TIMESTAMP=$(date +%Y%m%d_%H%M%S)
S3_BUCKET="s3://my-backup-bucket"
# Run backup
/usr/local/bin/backup-docker.sh
# Upload to S3
aws s3 cp "$BACKUP_DIR/$TIMESTAMP.tar.gz" \
"$S3_BUCKET/docker/$TIMESTAMP.tar.gz"
# Keep only recent backups locally (7 days)
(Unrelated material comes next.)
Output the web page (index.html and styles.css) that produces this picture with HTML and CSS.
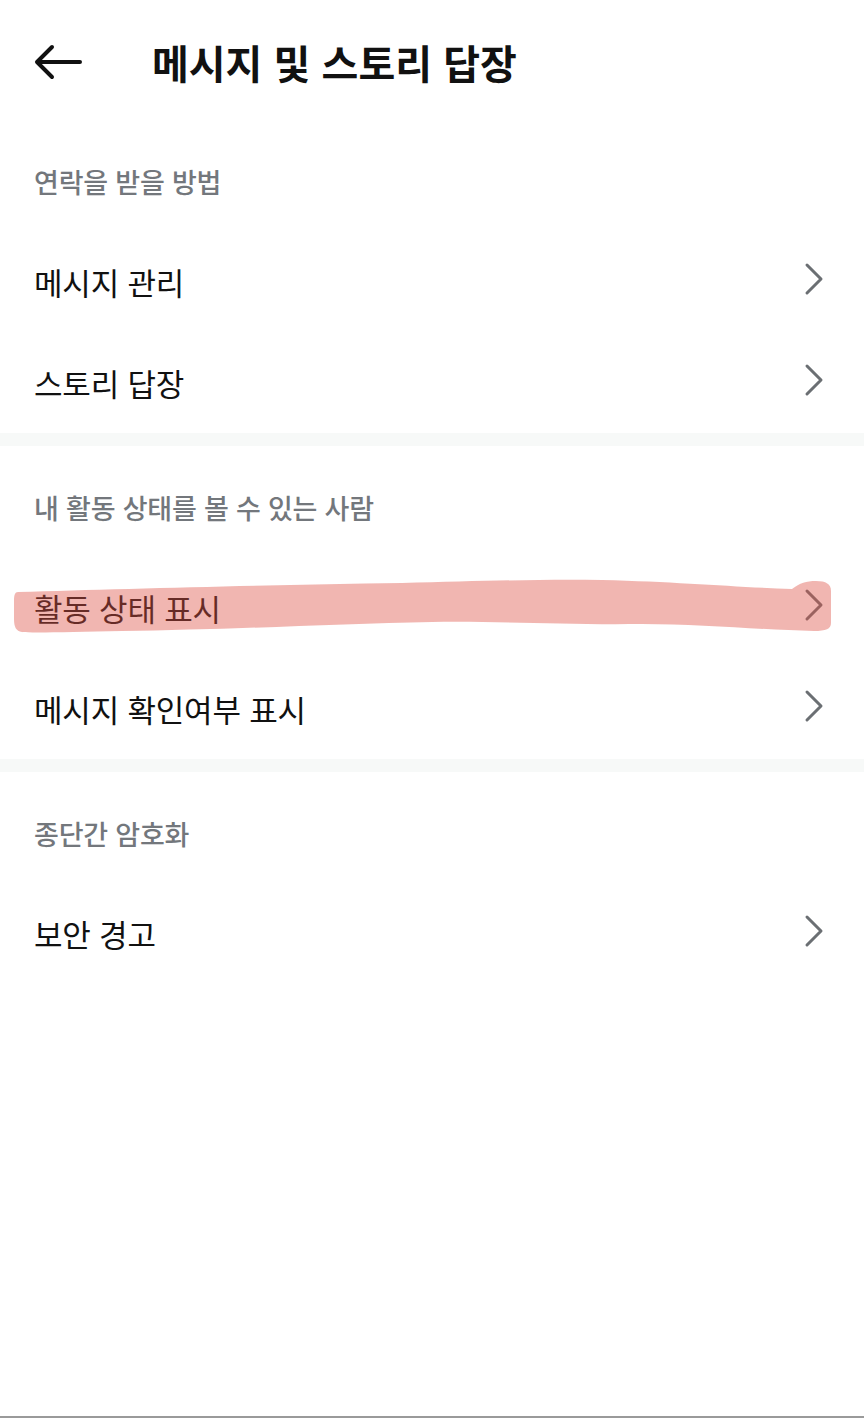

find "$BACKUP_DIR" -maxdepth 1 -name "*.tar.gz" -mtime +7 -delete
# Keep all backups in S3
EOF
chmod +x /usr/local/bin/backup-to-s3.sh
# Schedule
# 0 2 * * * /usr/local/bin/backup-to-s3.sh
Conclusion
Comprehensive Docker backup and restore procedures protect your containerized applications and data from loss. By implementing multiple backup strategies (images, volumes, container filesystems), automating schedules, and verifying recovery procedures, you create a resilient infrastructure. Start with simple daily full backups, progress to selective backups for critical containers, and eventually implement cloud storage integration for offsite protection. Regular testing of restore procedures ensures you can actually recover when needed. As your containerized infrastructure grows, backup management becomes increasingly critical to business continuity. Make backup verification and disaster recovery drills part of your regular operational procedures.